One more thing — if you make any recipe that calls for lemon or lime juice, ALWAYS use fresh-squeezed juice. In fact, you should pretty much try to use fresh juice in every drink but that becomes a hassle and is less noticeable with oranges or pineapple or cranberry. But lemons and limes, never, ever use anything out of a bottle.

There is a hint of bitterness that comes from the oils in the rind when it is freshly squeezed that adds an extra layer of flavor to the cocktail that is difficult to duplicate otherwise, and it usually means the difference between a good drink and a great drink.

Drink Dogma is a pretty good blog written by a connoisseur of classic cocktails, and also one of the most popular bartenders in Houston.
posted by Brittanie at 7:55 PM on August 22, 2008

A couple of the top of my head - sloe gin fizz, (Polish) sidecar, Rickies, Fizzes. The cool thing about a lot of the older cocktails is that all the different "base" liquors can be substituted - a "Fizz" can be a Gin Fizz, Sloe Gin Fizz, Tequila Fizz, X Fizz.

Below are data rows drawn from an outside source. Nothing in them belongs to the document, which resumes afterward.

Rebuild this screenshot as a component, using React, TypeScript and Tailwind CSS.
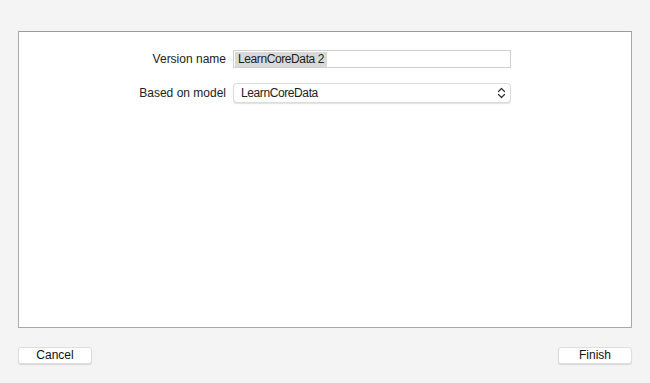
import React from "react";

export default function App() {
  return (
    <div
      className="w-[650px] h-[383px] bg-[#f4f4f4] flex flex-col text-[12px] text-[#222]"
      style={{ fontFamily: '"Liberation Sans", Arial, sans-serif' }}
    >
      <div className="ml-[18px] mt-[31px] w-[614px] h-[297px] bg-white border border-[#a9a9a9] border-t-[#9c9c9c]">
        <div className="pt-[18px] grid grid-cols-[208px_278px] gap-x-[6px] gap-y-[15px] items-center">
          <div className="text-right leading-[18px] pr-[1px]">Version name</div>
          <div className="h-[18px] border border-[#cfcfcf] bg-white flex items-center pl-[1px]">
            <span className="bg-[#d9d9d9] px-[3px] leading-[15px] tracking-[-0.4px]">LearnCoreData 2</span>
          </div>
          <div className="text-right leading-[20px] pr-[1px]">Based on model</div>
          <div className="h-[20px] rounded-[4px] border border-[#dcdcdc] bg-white shadow-[0_1px_1px_rgba(0,0,0,0.12)] flex items-center justify-between pl-[7px] pr-[4px]">
            <span className="tracking-[-0.4px]">LearnCoreData</span>
            <svg width="9" height="12" viewBox="0 0 9 12" fill="none" stroke="#333" strokeWidth="1.2" strokeLinecap="round" strokeLinejoin="round">
              <path d="M1.5 4.5 L4.5 1.5 L7.5 4.5" />
              <path d="M1.5 7.5 L4.5 10.5 L7.5 7.5" />
            </svg>
          </div>
        </div>
      </div>
      <div className="mt-[19px] mx-[18px] flex justify-between">
        <button className="w-[74px] h-[17px] bg-white rounded-[3px] border border-[#dedede] shadow-[0_1px_1px_rgba(0,0,0,0.12)] text-[12px] leading-[15px] text-[#111]">
          Cancel
        </button>
        <button className="w-[74px] h-[17px] bg-white rounded-[3px] border border-[#dedede] shadow-[0_1px_1px_rgba(0,0,0,0.12)] text-[12px] leading-[15px] text-[#111]">
          Finish
        </button>
      </div>
    </div>
  );
}
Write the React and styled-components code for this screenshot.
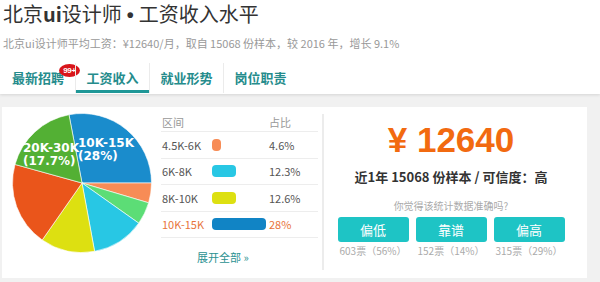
import React from "react";
import styled, { createGlobalStyle } from "styled-components";

const GlobalStyle = createGlobalStyle`
  body {
    margin: 0;
    background: #f1f1f1;
    font-family: "Noto Sans CJK SC", sans-serif;
  }
`;

const Page = styled.div`
  width: 600px;
  height: 282px;
  overflow: hidden;
`;

const Header = styled.div`
  background: #fff;
  height: 94px;
  padding-left: 3px;
  box-sizing: border-box;
  box-shadow: 0 1px 3px rgba(0, 0, 0, 0.12);
`;

const Title = styled.h1`
  margin: 0;
  font-size: 20px;
  line-height: 28px;
  font-weight: 400;
  color: #333;
  b {
    font-weight: 700;
  }
`;

const Dot = styled.span`
  font-family: "Liberation Sans", sans-serif;
  font-weight: 700;
  margin: 0 5px;
`;

const Sub = styled.p`
  margin: 6px 0 0;
  font-size: 11px;
  line-height: 16px;
  color: #999;
`;

const Tabs = styled.div`
  display: flex;
  margin: 12px 0 0 -2px;
`;

const Tab = styled.div`
  position: relative;
  width: 74px;
  height: 30px;
  box-sizing: border-box;
  line-height: 30px;
  text-align: center;
  font-size: 13px;
  font-weight: 700;
  color: #258c8c;
  border-left: ${(p) => (p.$sep ? "1px solid #ebebeb" : "none")};
  box-shadow: ${(p) => (p.$active ? "inset 0 -3px 0 #1f9797" : "none")};
`;

const Badge = styled.span`
  position: absolute;
  right: -5px;
  top: 1px;
  width: 21px;
  height: 13px;
  border-radius: 50%;
  background: #d8151b;
  color: #fff;
  font-family: "Liberation Sans", sans-serif;
  font-size: 8px;
  font-weight: 700;
  line-height: 13px;
  letter-spacing: -0.3px;
  text-align: center;
`;

const Panel = styled.div`
  display: flex;
  margin: 13px 13px 0 2px;
  height: 171px;
  background: #fff;
`;

const PieSvg = styled.svg`
  flex-shrink: 0;
  margin: 6px 9px 0 10px;
`;

const Table = styled.div`
  width: 157px;
  padding-top: 6px;
  flex-shrink: 0;
`;

const Row = styled.div`
  display: grid;
  grid-template-columns: 50px 57px 1fr;
  align-items: center;
  height: ${(p) => (p.$head ? "19px" : "26.5px")};
  box-sizing: border-box;
  border-bottom: 1px solid #ededed;
  font-size: 11px;
  color: ${(p) => (p.$head ? "#999" : p.$hl ? "#e8743b" : "#555")};
  padding-left: 1px;
`;

const Bar = styled.span`
  display: block;
  height: 12px;
  border-radius: 4px;
  background: ${(p) => p.$color};
`;

const More = styled.div`
  margin-top: 10px;
  padding-left: 36px;
  font-size: 11px;
  line-height: 18px;
  color: #2b9191;
`;

const Divider = styled.div`
  width: 2px;
  height: 156px;
  margin: 7px 0 0 4px;
  background: #ececec;
`;

const Right = styled.div`
  width: 254px;
  display: flex;
  flex-direction: column;
  align-items: center;
`;

const Price = styled.div`
  margin-top: 13px;
  font-family: "Liberation Sans", Arial, sans-serif;
  font-size: 35px;
  font-weight: 700;
  line-height: 40px;
  color: #f26a10;
`;

const Stat = styled.div`
  margin-top: 7px;
  font-size: 13px;
  font-weight: 700;
  line-height: 20px;
  color: #333;
`;

const Question = styled.div`
  margin-top: 11px;
  font-size: 10px;
  line-height: 16px;
  color: #aaa;
`;

const Votes = styled.div`
  display: flex;
  gap: 7px;
  margin-top: 3px;
`;

const Vote = styled.div`
  display: flex;
  flex-direction: column;
  align-items: center;
  gap: 2px;
`;

const VoteBtn = styled.div`
  width: 71px;
  height: 25px;
  border-radius: 3px;
  background: #1ec4c5;
  color: #fff;
  font-size: 13px;
  line-height: 25px;
  text-align: center;
`;

const VoteCount = styled.div`
  font-size: 10px;
  line-height: 14px;
  color: #aaa;
`;

const slices = [
  { p: 28, c: "#1a8ccc" },
  { p: 4.6, c: "#f78c56" },
  { p: 5.2, c: "#5cdd76" },
  { p: 12.3, c: "#28c7e4" },
  { p: 12.6, c: "#dde011" },
  { p: 19.6, c: "#ea551b" },
  { p: 17.7, c: "#53b034" },
];

const rows = [
  { r: "4.5K-6K", w: 9, c: "#f78c56", v: "4.6%" },
  { r: "6K-8K", w: 24, c: "#28c7e4", v: "12.3%" },
  { r: "8K-10K", w: 24, c: "#dde011", v: "12.6%" },
  { r: "10K-15K", w: 54, c: "#1184c5", v: "28%", hl: true },
];

const votes = [
  ["偏低", "603票（56%）"],
  ["靠谱", "152票（14%）"],
  ["偏高", "315票（29%）"],
];

function Pie() {
  const cx = 70;
  const cy = 70;
  const r = 69.5;
  let a = -10.8;
  const pt = (deg) => {
    const rad = ((deg - 90) * Math.PI) / 180;
    return [cx + r * Math.cos(rad), cy + r * Math.sin(rad)];
  };
  return (
    <PieSvg width="140" height="140" viewBox="0 0 140 140">
      {slices.map((s, i) => {
        const start = a;
        const end = a + (s.p * 360) / 100;
        a = end;
        const [x1, y1] = pt(start);
        const [x2, y2] = pt(end);
        const large = end - start > 180 ? 1 : 0;
        return (
          <path
            key={i}
            d={`M${cx} ${cy} L${x1} ${y1} A${r} ${r} 0 ${large} 1 ${x2} ${y2} Z`}
            fill={s.c}
            stroke="#fff"
            strokeWidth="0.6"
          />
        );
      })}
      <g fill="#fff" fontFamily="DejaVu Sans, sans-serif" fontSize="12" fontWeight="700">
        <text x="66" y="34">10K-15K</text>
        <text x="66" y="47">(28%)</text>
        <text x="11" y="39">20K-30K</text>
        <text x="11" y="52">(17.7%)</text>
      </g>
    </PieSvg>
  );
}

export default function App() {
  return (
    <Page>
      <GlobalStyle />
      <Header>
        <Title>
          北京<b>ui</b>设计师<Dot>•</Dot>工资收入水平
        </Title>
        <Sub>北京ui设计师平均工资：¥12640/月，取自 15068 份样本，较 2016 年，增长 9.1%</Sub>
        <Tabs>
          <Tab>
            最新招聘
            <Badge>99+</Badge>
          </Tab>
          <Tab $active $sep>工资收入</Tab>
          <Tab $sep>就业形势</Tab>
          <Tab $sep>岗位职责</Tab>
        </Tabs>
      </Header>
      <Panel>
        <Pie />
        <Table>
          <Row $head>
            <span>区间</span>
            <span />
            <span>占比</span>
          </Row>
          {rows.map((row) => (
            <Row key={row.r} $hl={row.hl}>
              <span>{row.r}</span>
              <Bar $color={row.c} style={{ width: row.w }} />
              <span>{row.v}</span>
            </Row>
          ))}
          <More>展开全部 »</More>
        </Table>
        <Divider />
        <Right>
          <Price>¥ 12640</Price>
          <Stat>近1年 15068 份样本 / 可信度：高</Stat>
          <Question>你觉得该统计数据准确吗?</Question>
          <Votes>
            {votes.map(([label, count]) => (
              <Vote key={label}>
                <VoteBtn>{label}</VoteBtn>
                <VoteCount>{count}</VoteCount>
              </Vote>
            ))}
          </Votes>
        </Right>
      </Panel>
    </Page>
  );
}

My British friend has also gotten me hooked on Pimm's Cups, which may be difficult to procure at bars. Get some Pimm's and mix with "lemonade" (Sprite in the US, but I like mine with a lighter orange soda - Polar makes a good one). Excellent summer drink.

Try a Caipirinha, which is a very traditional Brazilian drink and is gaining popularity in America - it is made from cachaca (distilled from sugar cane), lime juice, and sugar. Delicious.
posted by backseatpilot at 7:56 PM on August 22, 2008

Seconding the Sazerac, as it is in fact the apex of cocktails. But be warned -- as easy as it is to make, it is just as easy to fuck up. I won't order one from any bartender I don't know on a first-name basis.

As far as a general game plan: go read some Kingsley Amis. That man knew a thing or two about a thing or two, where things one and two were "booze" and "much, much more booze."
posted by sonofslim at 8:15 PM on August 22, 2008 [1 favorite]

Backseatpilot- if you don't mind the scene, you can get an excellent Pimms cup (and several other classic cocktails) at Bar Marmont (since charlesv is here in LA). It really doesn't get bad until around 1 am, and it's actually pleasant before the crowds arrive.
posted by Thin Lizzy at 8:27 PM on August 22, 2008

The Singapore Sling is classic , awesome, and potent.

I'll vouch for the Mojito and Tom Collins as well. Tasty.

I think you are on the right track by asking for suggestions of a bar to sample a finely mixed cocktail. A poorly mixed cocktail is the worst. I would also suggest forming a relationship with a good bartender, and tell them to surprise you with something new to broaden your drinking horizons.

I discovered he Singapore Sling and now I surprise my friends with it.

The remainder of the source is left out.